Let me be clear, this column is about my experience as a gay man living in Oklahoma and going to a university situated in the middle of the Bible Belt. My opinions don’t necessarily reflect all gay men, and I never said they did. This is my life, my story and I’m the one telling it.

That said, I’m going to talk a little about dreams.

There are a few things we dream about our whole life. One of those, especially for most little girls, is the dream of a perfect wedding.

She might imagine herself in a green meadow, wearing a flowing white dress and holding a bright bouquet of flowers. A piano plays in the background and the perfect guy stands next to her.

I wonder if the same is true about every little gay boy?

For me it was. When I was little, I dreamed about my wedding, which is weird because it’s not a common thing for two men to march down the aisle and exchange vows.

I can’t believe I was so optimistic.

To me, it was never out of the question to assume I’d spend the rest of my life with Mr. Tall, Dark and Handsome one day. I guess I just never thought about it being “different.”

Come on, I’ve been surrounded by girls my whole life. It’s only natural to imagine the rush of saying “I do” and kissing the guy you’ve chosen to spend the rest of your life with.

Was I really this naïve back then? Yes, and it’s just as bad today.

Sometimes I think I’m completely out of touch with reality. I find myself walking around in total bliss most days, until something reminds me that the country I live in treats me like a freak.

It pisses me off, too. People are allowed to use their morals and religion to affect my happiness, and there’s really nothing I can do about it.

Am I mistaken or isn’t there something in the Constitution about separation of church and state?

I don’t care what your beliefs are; you do not have the right to sit back and say, “The Bible says homosexuality is an abomination.”

The Bible says a lot of things.

And I’m definitely not attacking anyone’s beliefs. Faith is one of the strongest parts of your being, but I don’t think I should be punished for something I don’t think is wrong. Not to mention, legal issues should not be decided over something written in a book that only Christians believe.

Thankfully, I’m not alone in saying one day, sometime in the near future, I’ll be able to kiss my husband, and a justice of the peace will hand us a marriage license.

Last Saturday, I was coming back from Oklahoma City with a few friends, when my straight male friend turned around and told me, “Don’t worry.

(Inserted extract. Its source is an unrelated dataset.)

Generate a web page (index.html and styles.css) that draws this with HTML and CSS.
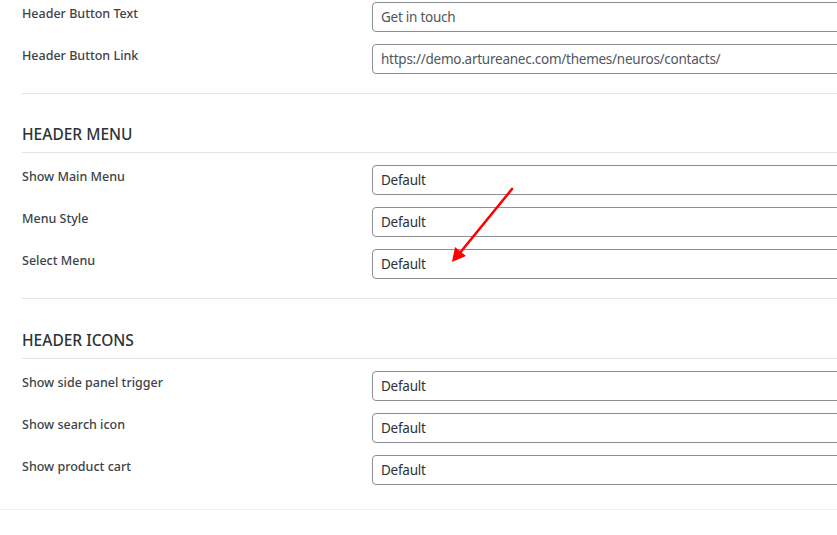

When the older generation dies off, you’ll be able to marry whomever you want.”

That meant a lot to me, and he probably doesn’t even know it.

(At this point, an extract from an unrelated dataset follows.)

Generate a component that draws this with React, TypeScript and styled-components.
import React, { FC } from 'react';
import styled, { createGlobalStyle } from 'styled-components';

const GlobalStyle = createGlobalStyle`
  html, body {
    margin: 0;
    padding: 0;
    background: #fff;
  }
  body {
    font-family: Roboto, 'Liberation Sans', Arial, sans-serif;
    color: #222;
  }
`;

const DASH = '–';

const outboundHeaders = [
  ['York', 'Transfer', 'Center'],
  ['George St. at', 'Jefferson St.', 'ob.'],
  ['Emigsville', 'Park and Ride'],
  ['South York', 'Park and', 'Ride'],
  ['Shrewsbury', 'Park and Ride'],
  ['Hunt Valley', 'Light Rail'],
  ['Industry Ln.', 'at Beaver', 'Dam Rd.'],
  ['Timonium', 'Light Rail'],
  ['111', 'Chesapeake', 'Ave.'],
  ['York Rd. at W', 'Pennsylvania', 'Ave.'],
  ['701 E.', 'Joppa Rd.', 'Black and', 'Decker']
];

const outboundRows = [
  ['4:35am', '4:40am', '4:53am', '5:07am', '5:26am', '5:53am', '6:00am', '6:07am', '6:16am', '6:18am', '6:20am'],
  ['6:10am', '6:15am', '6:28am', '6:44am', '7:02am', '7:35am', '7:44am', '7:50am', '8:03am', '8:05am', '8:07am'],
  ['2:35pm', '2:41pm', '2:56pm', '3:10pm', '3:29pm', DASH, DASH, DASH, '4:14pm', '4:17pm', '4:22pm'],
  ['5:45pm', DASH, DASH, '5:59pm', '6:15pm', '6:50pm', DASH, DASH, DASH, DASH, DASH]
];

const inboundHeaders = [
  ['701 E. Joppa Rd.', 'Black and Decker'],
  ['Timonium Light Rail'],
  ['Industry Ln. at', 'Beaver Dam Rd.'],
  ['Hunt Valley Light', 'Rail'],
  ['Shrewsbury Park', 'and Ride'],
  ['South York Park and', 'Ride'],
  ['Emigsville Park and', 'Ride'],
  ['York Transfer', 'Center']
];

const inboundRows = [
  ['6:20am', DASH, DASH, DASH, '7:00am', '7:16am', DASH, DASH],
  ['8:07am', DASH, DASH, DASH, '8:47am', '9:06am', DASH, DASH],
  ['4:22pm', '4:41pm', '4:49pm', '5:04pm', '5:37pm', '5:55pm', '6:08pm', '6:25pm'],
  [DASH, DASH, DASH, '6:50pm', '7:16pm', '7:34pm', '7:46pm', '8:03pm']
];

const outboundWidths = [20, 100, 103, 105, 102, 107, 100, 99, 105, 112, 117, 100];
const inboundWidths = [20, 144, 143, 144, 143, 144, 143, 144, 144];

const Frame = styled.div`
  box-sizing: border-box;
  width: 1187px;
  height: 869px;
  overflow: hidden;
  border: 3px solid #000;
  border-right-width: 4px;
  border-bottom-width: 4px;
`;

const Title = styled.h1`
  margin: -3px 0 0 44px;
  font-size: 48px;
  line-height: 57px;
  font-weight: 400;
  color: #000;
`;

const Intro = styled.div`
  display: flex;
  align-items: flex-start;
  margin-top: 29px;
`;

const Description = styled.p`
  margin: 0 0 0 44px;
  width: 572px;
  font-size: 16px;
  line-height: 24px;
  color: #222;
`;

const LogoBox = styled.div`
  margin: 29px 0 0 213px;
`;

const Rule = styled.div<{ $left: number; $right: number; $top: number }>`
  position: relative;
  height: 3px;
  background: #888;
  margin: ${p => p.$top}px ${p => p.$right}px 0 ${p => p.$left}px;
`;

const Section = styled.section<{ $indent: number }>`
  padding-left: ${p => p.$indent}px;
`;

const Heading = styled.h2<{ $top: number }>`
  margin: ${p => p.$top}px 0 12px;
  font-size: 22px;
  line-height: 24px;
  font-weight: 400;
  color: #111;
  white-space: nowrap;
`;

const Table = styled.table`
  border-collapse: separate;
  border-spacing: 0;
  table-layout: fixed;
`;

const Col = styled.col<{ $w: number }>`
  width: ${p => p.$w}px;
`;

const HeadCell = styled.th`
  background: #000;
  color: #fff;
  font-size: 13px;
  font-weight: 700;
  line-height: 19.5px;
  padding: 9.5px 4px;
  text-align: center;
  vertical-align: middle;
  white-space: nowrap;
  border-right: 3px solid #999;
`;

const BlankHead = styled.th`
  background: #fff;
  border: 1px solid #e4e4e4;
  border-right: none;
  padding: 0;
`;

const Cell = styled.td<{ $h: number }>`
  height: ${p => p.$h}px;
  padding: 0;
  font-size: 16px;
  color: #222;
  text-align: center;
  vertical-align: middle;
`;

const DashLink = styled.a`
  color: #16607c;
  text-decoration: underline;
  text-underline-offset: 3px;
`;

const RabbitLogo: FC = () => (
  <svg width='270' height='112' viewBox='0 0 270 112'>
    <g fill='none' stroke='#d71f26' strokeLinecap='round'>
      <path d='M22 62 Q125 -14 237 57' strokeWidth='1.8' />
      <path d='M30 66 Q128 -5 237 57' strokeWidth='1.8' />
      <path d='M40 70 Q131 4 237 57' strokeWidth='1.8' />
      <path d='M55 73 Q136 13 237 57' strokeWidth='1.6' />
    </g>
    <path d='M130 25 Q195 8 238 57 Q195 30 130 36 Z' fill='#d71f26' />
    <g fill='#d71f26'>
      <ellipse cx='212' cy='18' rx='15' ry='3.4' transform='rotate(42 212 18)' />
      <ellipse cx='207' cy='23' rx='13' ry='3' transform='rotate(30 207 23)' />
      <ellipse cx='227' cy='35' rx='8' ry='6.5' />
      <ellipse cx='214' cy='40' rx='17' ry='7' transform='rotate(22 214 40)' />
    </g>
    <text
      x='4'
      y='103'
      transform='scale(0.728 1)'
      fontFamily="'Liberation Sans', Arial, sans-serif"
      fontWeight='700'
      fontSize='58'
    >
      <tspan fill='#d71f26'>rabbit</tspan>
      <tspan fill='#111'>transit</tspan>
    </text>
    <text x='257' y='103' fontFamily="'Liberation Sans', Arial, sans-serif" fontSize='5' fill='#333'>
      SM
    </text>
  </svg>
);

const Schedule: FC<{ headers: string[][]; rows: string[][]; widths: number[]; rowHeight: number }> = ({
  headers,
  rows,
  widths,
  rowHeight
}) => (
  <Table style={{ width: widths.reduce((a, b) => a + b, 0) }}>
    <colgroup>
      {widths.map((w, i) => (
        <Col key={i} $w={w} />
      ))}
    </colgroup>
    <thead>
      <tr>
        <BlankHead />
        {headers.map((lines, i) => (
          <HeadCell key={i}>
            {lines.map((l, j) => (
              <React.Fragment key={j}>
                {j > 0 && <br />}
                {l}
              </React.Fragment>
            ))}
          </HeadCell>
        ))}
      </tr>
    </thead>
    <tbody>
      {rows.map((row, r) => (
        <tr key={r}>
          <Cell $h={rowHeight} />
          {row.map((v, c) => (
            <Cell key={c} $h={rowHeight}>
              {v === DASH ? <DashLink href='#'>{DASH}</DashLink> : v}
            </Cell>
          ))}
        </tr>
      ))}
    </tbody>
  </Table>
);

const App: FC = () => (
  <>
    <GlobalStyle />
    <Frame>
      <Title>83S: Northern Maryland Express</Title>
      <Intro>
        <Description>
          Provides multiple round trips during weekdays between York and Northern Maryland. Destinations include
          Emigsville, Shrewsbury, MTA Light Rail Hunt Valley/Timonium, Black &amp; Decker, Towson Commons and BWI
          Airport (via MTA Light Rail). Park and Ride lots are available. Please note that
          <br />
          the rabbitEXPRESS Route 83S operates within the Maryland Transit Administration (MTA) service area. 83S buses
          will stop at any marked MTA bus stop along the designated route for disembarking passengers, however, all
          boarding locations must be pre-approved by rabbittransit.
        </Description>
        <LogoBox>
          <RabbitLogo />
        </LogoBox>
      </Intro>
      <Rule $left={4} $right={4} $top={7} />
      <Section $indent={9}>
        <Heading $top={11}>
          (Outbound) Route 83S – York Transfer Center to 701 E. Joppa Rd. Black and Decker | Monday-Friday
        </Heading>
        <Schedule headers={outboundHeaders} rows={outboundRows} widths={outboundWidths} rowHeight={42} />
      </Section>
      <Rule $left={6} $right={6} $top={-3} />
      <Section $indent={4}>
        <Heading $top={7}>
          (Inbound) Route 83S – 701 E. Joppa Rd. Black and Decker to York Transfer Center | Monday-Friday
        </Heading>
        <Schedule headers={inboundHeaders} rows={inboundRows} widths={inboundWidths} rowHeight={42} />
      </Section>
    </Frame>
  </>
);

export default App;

It touches my heart to know that I have straight allies on my side who stand up for me even when I don’t stand up for myself.

I hope that I live long enough to see the day when it’s not a big deal for a teenager to take his same-sex date to the prom or when the coming-out process isn’t something that tears families apart. I hope I get to see the day when we’re not writing columns in our college newspapers about the love that can exist between two men.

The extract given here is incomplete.